From 1815, his interest in politics grew ever more strident. Members of his circle included his old schoolmate, the composer and songwriter Franz Schubert, the poet Johann Mayrhofer, the lawyer and later Redemptorist Franz von Bruchmann, the artist Leopold Kupelwieser and the doctor Ernst von Feuchtersleben.

In 1820, Senn was arrested because of rude behavior during a police visit and imprisoned for almost a year. He was then deported to Tyrol and never returned to Vienna.

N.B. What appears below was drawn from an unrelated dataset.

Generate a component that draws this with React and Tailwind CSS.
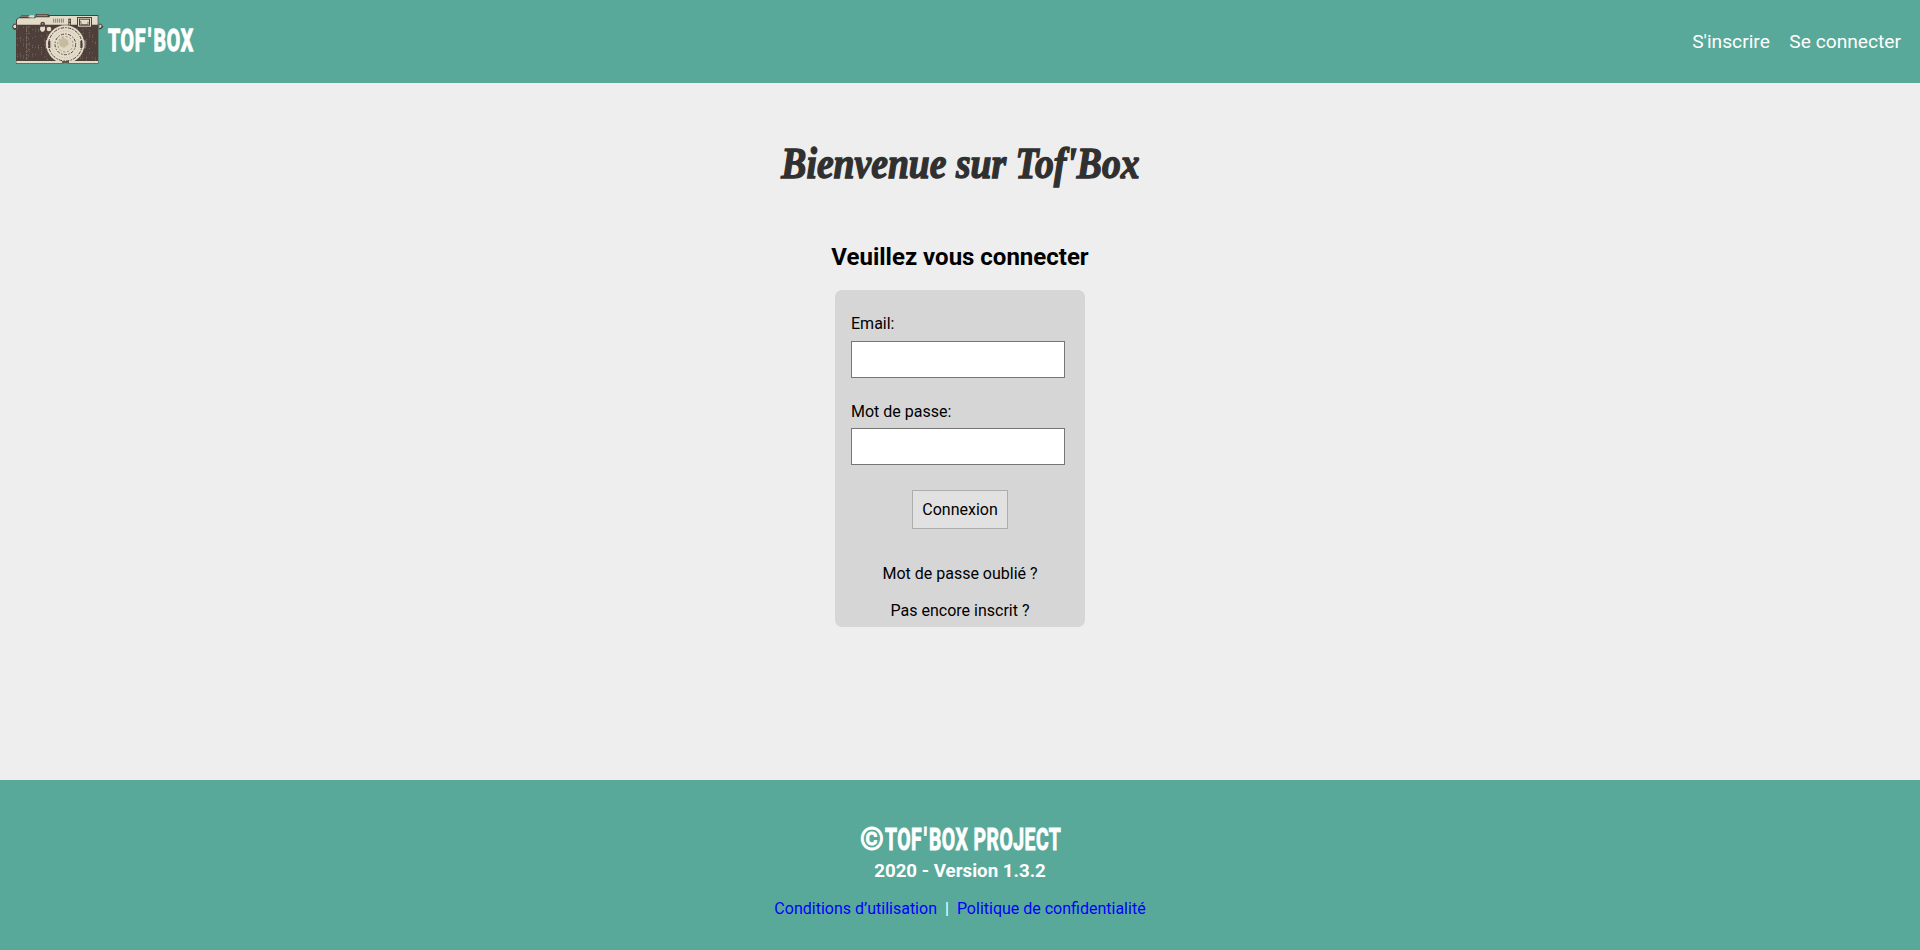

He spent eight years there in military service, rising to the position of lieutenant. He was unable to enjoy a middle-class career and lived out the rest of his days in Innsbruck working either as a Tagschreiber or in the offices of regional administration.

== Works ==
His friend Franz Schubert, set his poems Schwanengesang (Swan Song) and Selige Welt (Blessed World) to music. Senn, who had only one collection of poetry published in his lifetime, became popular in Tyrol through his poem Der rote Tiroler Adler (The Red Tyrolean Eagle). It was used as national propaganda and later set to music. A street in Innsbruck has been named after him. Part of his work was published at the behest of Adolf Pichler und Moriz Enzinger, but most remains unpublished and virtually unknown to this day.

- Johann Senn: Gedichte (poems), Innsbruck, 1838.
- Adolf Pichler (Ed.): Glossen zu Göthe's Faust. Aus einem Nachlasse von Johann Senn, Innsbruck, 1862.